------ RAW DATA

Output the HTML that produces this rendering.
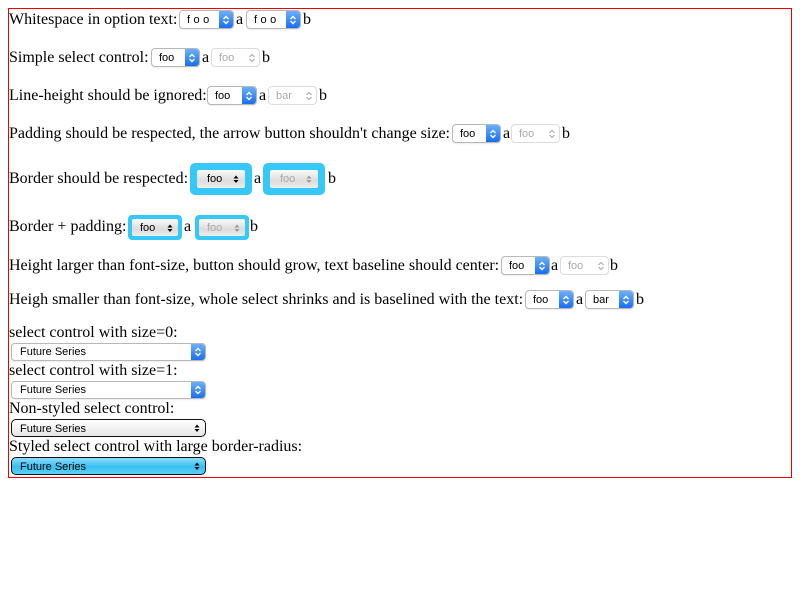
<!DOCTYPE html>
<html><head><meta charset="utf-8"><style>
body{margin:0;width:800px;height:600px;background:#fff;position:relative;font-family:"Liberation Serif",serif;font-size:16px;color:#000;overflow:hidden}
.frame{position:absolute;left:8px;top:8px;width:782px;height:468px;border:1px solid #e00}
.t{position:absolute;line-height:18px;white-space:nowrap;margin-top:1px}
.s{position:absolute;box-sizing:border-box;border:1px solid #b8b8b8;border-radius:4px;background:#fff;font-family:"Liberation Sans",sans-serif;font-size:11px;color:#000;overflow:hidden;box-shadow:0 1px 1px rgba(0,0,0,.08)}
.s span{position:absolute;left:7px;top:50%;transform:translateY(-50%);line-height:12px;white-space:nowrap}
.s .b{position:absolute;right:0;top:0;bottom:0;width:14px;background:linear-gradient(#6cb0fb,#1a6ef0);border-radius:0 3px 3px 0}
.s .b svg,.s .g svg{position:absolute;left:3px;top:50%;margin-top:-5px}
.s.d{border-color:#dcdcdc;color:#aaa;box-shadow:none}
.s .g{position:absolute;right:0;top:0;bottom:0;width:14px}
.cy{position:absolute;box-sizing:border-box;background:#36c8f8;border-radius:5px}
.gi{position:absolute;box-sizing:border-box;background:linear-gradient(#fafafa,#dcdcdc 60%,#eee);font-family:"Liberation Sans",sans-serif;font-size:11px;border-radius:2px}
.gi span{position:absolute;left:10px;top:50%;transform:translateY(-50%);line-height:12px}
.gi svg{position:absolute;right:6px;top:50%;margin-top:-4px}
.big{position:absolute;left:11px;width:195px;height:18px;box-sizing:border-box;font-family:"Liberation Sans",sans-serif;font-size:11px}
.big span{position:absolute;left:8px;top:2px;line-height:14px}
</style></head><body>
<div class="frame"></div>
<svg width="0" height="0" style="position:absolute"><defs>
<g id="ch"><path d="M1.5 4 L4 1.5 L6.5 4 M1.5 6 L4 8.5 L6.5 6" fill="none" stroke="#fff" stroke-width="1.4"/></g>
<g id="chd"><path d="M1.5 4 L4 1.5 L6.5 4 M1.5 6 L4 8.5 L6.5 6" fill="none" stroke="#aaa" stroke-width="1.1"/></g>
<g id="tr"><path d="M0.5 3.5 L3 0.5 L5.5 3.5Z M0.5 5 L3 8 L5.5 5Z" fill="#000"/></g>
<g id="trd"><path d="M0.5 3.5 L3 0.5 L5.5 3.5Z M0.5 5 L3 8 L5.5 5Z" fill="#999"/></g>
</defs></svg>

<!-- Row 1 -->
<div class="t" style="left:9px;top:10px">Whitespace in option text:</div>
<div class="s" style="left:179px;top:10px;width:55px;height:19px"><span style="letter-spacing:3.5px">foo</span><div class="b"><svg width="8" height="10"><use href="#ch"/></svg></div></div>
<div class="t" style="left:236px;top:10px">a</div>
<div class="s" style="left:246px;top:10px;width:55px;height:19px"><span style="letter-spacing:3.5px">foo</span><div class="b"><svg width="8" height="10"><use href="#ch"/></svg></div></div>
<div class="t" style="left:303px;top:10px">b</div>

<!-- Row 2 -->
<div class="t" style="left:9px;top:48px">Simple select control:</div>
<div class="s" style="left:151px;top:48px;width:49px;height:19px"><span>foo</span><div class="b"><svg width="8" height="10"><use href="#ch"/></svg></div></div>
<div class="t" style="left:202px;top:48px">a</div>
<div class="s d" style="left:211px;top:48px;width:49px;height:19px"><span>foo</span><div class="g"><svg width="8" height="10"><use href="#chd"/></svg></div></div>
<div class="t" style="left:262px;top:48px">b</div>

<!-- Row 3 -->
<div class="t" style="left:9px;top:86px">Line-height should be ignored:</div>
<div class="s" style="left:207px;top:86px;width:50px;height:19px"><span>foo</span><div class="b"><svg width="8" height="10"><use href="#ch"/></svg></div></div>
<div class="t" style="left:259px;top:86px">a</div>
<div class="s d" style="left:268px;top:86px;width:49px;height:19px"><span>bar</span><div class="g"><svg width="8" height="10"><use href="#chd"/></svg></div></div>
<div class="t" style="left:319px;top:86px">b</div>

<!-- Row 4 -->
<div class="t" style="left:9px;top:124px">Padding should be respected, the arrow button shouldn't change size:</div>
<div class="s" style="left:452px;top:124px;width:49px;height:19px"><span>foo</span><div class="b"><svg width="8" height="10"><use href="#ch"/></svg></div></div>
<div class="t" style="left:503px;top:124px">a</div>
<div class="s d" style="left:511px;top:124px;width:49px;height:19px"><span>foo</span><div class="g"><svg width="8" height="10"><use href="#chd"/></svg></div></div>
<div class="t" style="left:562px;top:124px">b</div>

<!-- Row 5 -->
<div class="t" style="left:9px;top:169px">Border should be respected:</div>
<div class="cy" style="left:190px;top:163px;width:62px;height:32px"></div>
<div class="gi" style="left:197px;top:170px;width:48px;height:18px"><span>foo</span><svg width="6" height="9"><use href="#tr"/></svg></div>
<div class="t" style="left:254px;top:169px">a</div>
<div class="cy" style="left:263px;top:163px;width:62px;height:32px"></div>
<div class="gi" style="left:270px;top:170px;width:48px;height:18px;color:#aaa"><span>foo</span><svg width="6" height="9"><use href="#trd"/></svg></div>
<div class="t" style="left:328px;top:169px">b</div>

<!-- Row 6 -->
<div class="t" style="left:9px;top:217px">Border + padding:</div>
<div class="cy" style="left:128px;top:215px;width:54px;height:25px;border-radius:4px"></div>
<div class="gi" style="left:132px;top:219px;width:46px;height:17px"><span style="left:8px">foo</span><svg width="6" height="9" style="right:5px"><use href="#tr"/></svg></div>
<div class="t" style="left:184px;top:217px">a</div>
<div class="cy" style="left:195px;top:215px;width:54px;height:25px;border-radius:4px"></div>
<div class="gi" style="left:199px;top:219px;width:46px;height:17px;color:#aaa"><span style="left:8px">foo</span><svg width="6" height="9" style="right:5px"><use href="#trd"/></svg></div>
<div class="t" style="left:250px;top:217px">b</div>

<!-- Row 7 -->
<div class="t" style="left:9px;top:256px">Height larger than font-size, button should grow, text baseline should center:</div>
<div class="s" style="left:501px;top:256px;width:49px;height:19px"><span>foo</span><div class="b"><svg width="8" height="10"><use href="#ch"/></svg></div></div>
<div class="t" style="left:551px;top:256px">a</div>
<div class="s d" style="left:560px;top:256px;width:49px;height:19px"><span>foo</span><div class="g"><svg width="8" height="10"><use href="#chd"/></svg></div></div>
<div class="t" style="left:610px;top:256px">b</div>

<!-- Row 8 -->
<div class="t" style="left:9px;top:290px">Heigh smaller than font-size, whole select shrinks and is baselined with the text:</div>
<div class="s" style="left:525px;top:290px;width:49px;height:19px"><span>foo</span><div class="b"><svg width="8" height="10"><use href="#ch"/></svg></div></div>
<div class="t" style="left:576px;top:290px">a</div>
<div class="s" style="left:585px;top:290px;width:49px;height:19px"><span>bar</span><div class="b"><svg width="8" height="10"><use href="#ch"/></svg></div></div>
<div class="t" style="left:636px;top:290px">b</div>

<!-- Bottom -->
<div class="t" style="left:9px;top:323px">select control with size=0:</div>
<div class="s" style="left:11px;top:343px;width:195px;height:18px"><span style="left:8px">Future Series</span><div class="b"><svg width="8" height="10"><use href="#ch"/></svg></div></div>
<div class="t" style="left:9px;top:361px">select control with size=1:</div>
<div class="s" style="left:11px;top:381px;width:195px;height:18px"><span style="left:8px">Future Series</span><div class="b"><svg width="8" height="10"><use href="#ch"/></svg></div></div>
<div class="t" style="left:9px;top:399px">Non-styled select control:</div>
<div class="big" style="top:419px;border:1px solid #111;border-radius:5px;background:linear-gradient(#fff,#e6e6e6)"><span>Future Series</span><svg width="6" height="9" style="position:absolute;right:5px;top:4px"><use href="#tr"/></svg></div>
<div class="t" style="left:9px;top:437px">Styled select control with large border-radius:</div>
<div class="big" style="top:457px;border:1px solid #111;border-radius:5px;background:linear-gradient(#8fdcfb,#36c0f0 55%,#5ed0f8)"><span>Future Series</span><svg width="6" height="9" style="position:absolute;right:5px;top:4px"><use href="#tr"/></svg></div>
</body></html>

------------

AIM OF THE EXERCISE
Leave the pictures out and reproduce exactly the lines from the top of the listing above through the line with "</defs></svg>".

REPLY
Output the HTML that produces this rendering.
<!DOCTYPE html>
<html><head><meta charset="utf-8"><style>
body{margin:0;width:800px;height:600px;background:#fff;position:relative;font-family:"Liberation Serif",serif;font-size:16px;color:#000;overflow:hidden}
.frame{position:absolute;left:8px;top:8px;width:782px;height:468px;border:1px solid #e00}
.t{position:absolute;line-height:18px;white-space:nowrap;margin-top:1px}
.s{position:absolute;box-sizing:border-box;border:1px solid #b8b8b8;border-radius:4px;background:#fff;font-family:"Liberation Sans",sans-serif;font-size:11px;color:#000;overflow:hidden;box-shadow:0 1px 1px rgba(0,0,0,.08)}
.s span{position:absolute;left:7px;top:50%;transform:translateY(-50%);line-height:12px;white-space:nowrap}
.s .b{position:absolute;right:0;top:0;bottom:0;width:14px;background:linear-gradient(#6cb0fb,#1a6ef0);border-radius:0 3px 3px 0}
.s .b svg,.s .g svg{position:absolute;left:3px;top:50%;margin-top:-5px}
.s.d{border-color:#dcdcdc;color:#aaa;box-shadow:none}
.s .g{position:absolute;right:0;top:0;bottom:0;width:14px}
.cy{position:absolute;box-sizing:border-box;background:#36c8f8;border-radius:5px}
.gi{position:absolute;box-sizing:border-box;background:linear-gradient(#fafafa,#dcdcdc 60%,#eee);font-family:"Liberation Sans",sans-serif;font-size:11px;border-radius:2px}
.gi span{position:absolute;left:10px;top:50%;transform:translateY(-50%);line-height:12px}
.gi svg{position:absolute;right:6px;top:50%;margin-top:-4px}
.big{position:absolute;left:11px;width:195px;height:18px;box-sizing:border-box;font-family:"Liberation Sans",sans-serif;font-size:11px}
.big span{position:absolute;left:8px;top:2px;line-height:14px}
</style></head><body>
<div class="frame"></div>
<svg width="0" height="0" style="position:absolute"><defs>
<g id="ch"><path d="M1.5 4 L4 1.5 L6.5 4 M1.5 6 L4 8.5 L6.5 6" fill="none" stroke="#fff" stroke-width="1.4"/></g>
<g id="chd"><path d="M1.5 4 L4 1.5 L6.5 4 M1.5 6 L4 8.5 L6.5 6" fill="none" stroke="#aaa" stroke-width="1.1"/></g>
<g id="tr"><path d="M0.5 3.5 L3 0.5 L5.5 3.5Z M0.5 5 L3 8 L5.5 5Z" fill="#000"/></g>
<g id="trd"><path d="M0.5 3.5 L3 0.5 L5.5 3.5Z M0.5 5 L3 8 L5.5 5Z" fill="#999"/></g>
</defs></svg>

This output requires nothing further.